Data shown -

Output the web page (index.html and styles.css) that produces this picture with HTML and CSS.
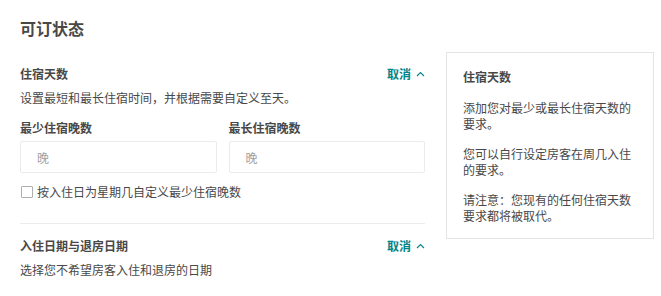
FILE: index.html
```html
<!DOCTYPE html>
<html lang="zh">
<head>
<meta charset="utf-8">
<link rel="stylesheet" href="styles.css">
</head>
<body>
<div class="page">
  <h1 class="title">可订状态</h1>
  <div class="layout">
    <div class="main">
      <section class="section">
        <div class="sec-head">
          <span class="sec-title">住宿天数</span>
          <span class="toggle">取消<svg class="chev" width="9" height="6" viewBox="0 0 9 6"><path d="M1 5 L4.5 1.5 L8 5" fill="none" stroke="#008489" stroke-width="1.1"/></svg></span>
        </div>
        <p class="desc">设置最短和最长住宿时间，并根据需要自定义至天。</p>
        <div class="fields">
          <div class="field">
            <label class="label">最少住宿晚数</label>
            <div class="input"><span class="ph">晚</span></div>
          </div>
          <div class="field">
            <label class="label">最长住宿晚数</label>
            <div class="input"><span class="ph">晚</span></div>
          </div>
        </div>
        <div class="check-row">
          <span class="box"></span>
          <span>按入住日为星期几自定义最少住宿晚数</span>
        </div>
      </section>
      <div class="divider"></div>
      <section class="section2">
        <div class="sec-head">
          <span class="sec-title">入住日期与退房日期</span>
          <span class="toggle">取消<svg class="chev" width="9" height="6" viewBox="0 0 9 6"><path d="M1 5 L4.5 1.5 L8 5" fill="none" stroke="#008489" stroke-width="1.1"/></svg></span>
        </div>
        <p class="desc">选择您不希望房客入住和退房的日期</p>
      </section>
    </div>
    <aside class="side">
      <div class="side-title">住宿天数</div>
      <p class="side-p">添加您对最少或最长住宿天数的要求。</p>
      <p class="side-p">您可以自行设定房客在周几入住的要求。</p>
      <p class="side-p">请注意：您现有的任何住宿天数要求都将被取代。</p>
    </aside>
  </div>
</div>
</body>
</html>
```
FILE: styles.css
```css
* { box-sizing: border-box; }
html, body { margin: 0; padding: 0; background: #fff; }
body {
  font-family: "Noto Sans CJK SC", "Noto Sans", sans-serif;
  color: #484848;
  font-size: 12px;
}
.page { padding: 16px 7px 0 20px; }
.title {
  margin: 0;
  font-size: 16px;
  line-height: 24px;
  font-weight: 700;
  color: #484848;
}
.layout {
  display: flex;
  gap: 21px;
  margin-top: 12px;
  align-items: flex-start;
}
.main { width: 405px; padding-top: 13px; }
.sec-head {
  display: flex;
  justify-content: space-between;
  align-items: center;
  height: 18px;
  line-height: 18px;
}
.sec-title { font-weight: 700; font-size: 12px; }
.toggle {
  display: flex;
  align-items: center;
  color: #008489;
  font-weight: 700;
  font-size: 12px;
}
.chev { margin-left: 5px; margin-top: -1px; }
.desc { margin: 6px 0 0; line-height: 18px; }
.fields { display: flex; gap: 12px; margin-top: 12px; }
.field { flex: 1; }
.label { display: block; font-weight: 700; line-height: 18px; }
.input {
  margin-top: 4px;
  height: 32px;
  border: 1px solid #ebebeb;
  border-radius: 2px;
  display: flex;
  align-items: center;
  padding-left: 16px;
}
.ph { color: #a0a0a0; }
.check-row {
  margin-top: 10px;
  display: flex;
  align-items: center;
  line-height: 18px;
  gap: 4px;
}
.box {
  width: 12px;
  height: 12px;
  border: 1px solid #b0b0b0;
  border-radius: 1px;
  margin-left: 1px;
}
.divider { height: 1px; background: #ebebeb; margin-top: 22px; }
.section2 { padding-top: 13px; }
.side {
  width: 208px;
  border: 1px solid #e4e4e4;
  padding: 15px 16px 14px 16px;
}
.side-title { font-weight: 700; line-height: 18px; }
.side-p { margin: 14px 0 0; line-height: 16px; }
```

Given problem - Of the lines above, how many include the word "index"? Reply with the number only.

Result below - 2